> **Available data**:

-=-=-=-=-

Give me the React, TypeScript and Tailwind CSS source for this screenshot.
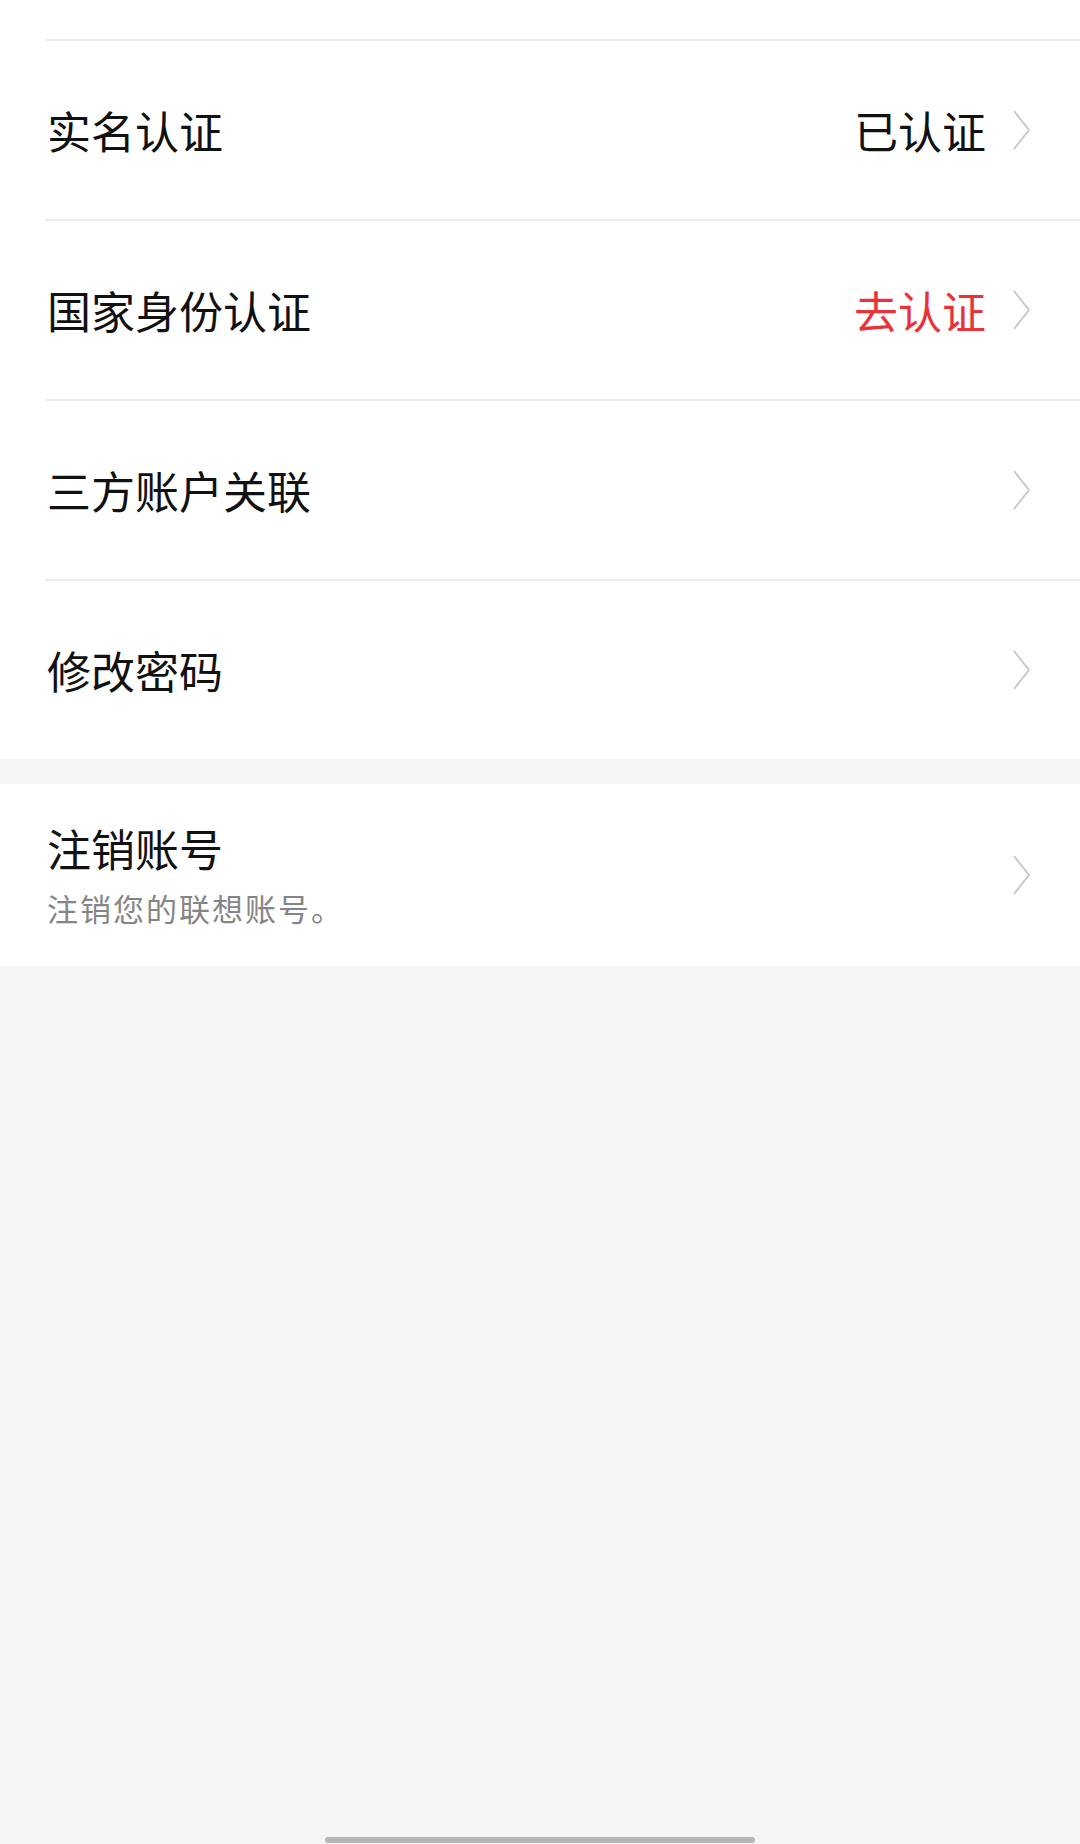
import { ReactNode } from 'react';

const rows: { label: string; value?: string; valueClass?: string }[] = [
  { label: '实名认证', value: '已认证', valueClass: 'text-[#111111]' },
  { label: '国家身份认证', value: '去认证', valueClass: 'text-[#e8333b]' },
  { label: '三方账户关联' },
  { label: '修改密码' },
];

function Chevron() {
  return (
    <svg width="20" height="42" viewBox="0 0 20 42" fill="none" className="shrink-0">
      <polyline points="2,2 17,21 2,40" stroke="#c9c9c9" strokeWidth="2" strokeLinejoin="miter" />
    </svg>
  );
}

function Row({ children }: { children: ReactNode }) {
  return (
    <div className="ml-[45px] h-[180px] border-t-2 border-[#ececec] flex items-center pl-[2px] pr-[48px]">
      {children}
    </div>
  );
}

export default function App() {
  return (
    <div
      className="w-[1080px] h-[1844px] bg-[#f5f5f5] flex flex-col"
      style={{ fontFamily: '"Noto Sans CJK SC", "Noto Sans", sans-serif' }}
    >
      {/* Main settings list */}
      <div className="bg-white pt-[39px]">
        {rows.map((row) => (
          <Row key={row.label}>
            <span className="flex-1 text-[44px] leading-none text-[#111111]">{row.label}</span>
            {row.value && (
              <span className={`text-[44px] leading-none mr-[26px] ${row.valueClass}`}>{row.value}</span>
            )}
            <Chevron />
          </Row>
        ))}
      </div>

      {/* Delete account */}
      <div className="bg-white mt-[25px] h-[182px] flex items-center pl-[47px] pr-[48px]">
        <div className="flex-1 flex flex-col gap-[22px] mb-[2px]">
          <span className="text-[44px] leading-none text-[#111111]">注销账号</span>
          <span className="text-[31px] leading-none tracking-[2px] text-[#858585]">注销您的联想账号。</span>
        </div>
        <Chevron />
      </div>

      {/* Home indicator */}
      <div className="flex-1 flex items-end justify-center">
        <div className="w-[430px] h-[6px] rounded-full bg-[#b5b5b5] mb-[1px]" />
      </div>
    </div>
  );
}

-=-=-=-=-

> **What you have to do**: Pictures are excluded; copy all other data exactly as shown.

> **The response**:
Give me the React, TypeScript and Tailwind CSS source for this screenshot.
import { ReactNode } from 'react';

const rows: { label: string; value?: string; valueClass?: string }[] = [
  { label: '实名认证', value: '已认证', valueClass: 'text-[#111111]' },
  { label: '国家身份认证', value: '去认证', valueClass: 'text-[#e8333b]' },
  { label: '三方账户关联' },
  { label: '修改密码' },
];

function Chevron() {
  return (
    <svg width="20" height="42" viewBox="0 0 20 42" fill="none" className="shrink-0">
      <polyline points="2,2 17,21 2,40" stroke="#c9c9c9" strokeWidth="2" strokeLinejoin="miter" />
    </svg>
  );
}

function Row({ children }: { children: ReactNode }) {
  return (
    <div className="ml-[45px] h-[180px] border-t-2 border-[#ececec] flex items-center pl-[2px] pr-[48px]">
      {children}
    </div>
  );
}

export default function App() {
  return (
    <div
      className="w-[1080px] h-[1844px] bg-[#f5f5f5] flex flex-col"
      style={{ fontFamily: '"Noto Sans CJK SC", "Noto Sans", sans-serif' }}
    >
      {/* Main settings list */}
      <div className="bg-white pt-[39px]">
        {rows.map((row) => (
          <Row key={row.label}>
            <span className="flex-1 text-[44px] leading-none text-[#111111]">{row.label}</span>
            {row.value && (
              <span className={`text-[44px] leading-none mr-[26px] ${row.valueClass}`}>{row.value}</span>
            )}
            <Chevron />
          </Row>
        ))}
      </div>

      {/* Delete account */}
      <div className="bg-white mt-[25px] h-[182px] flex items-center pl-[47px] pr-[48px]">
        <div className="flex-1 flex flex-col gap-[22px] mb-[2px]">
          <span className="text-[44px] leading-none text-[#111111]">注销账号</span>
          <span className="text-[31px] leading-none tracking-[2px] text-[#858585]">注销您的联想账号。</span>
        </div>
        <Chevron />
      </div>

      {/* Home indicator */}
      <div className="flex-1 flex items-end justify-center">
        <div className="w-[430px] h-[6px] rounded-full bg-[#b5b5b5] mb-[1px]" />
      </div>
    </div>
  );
}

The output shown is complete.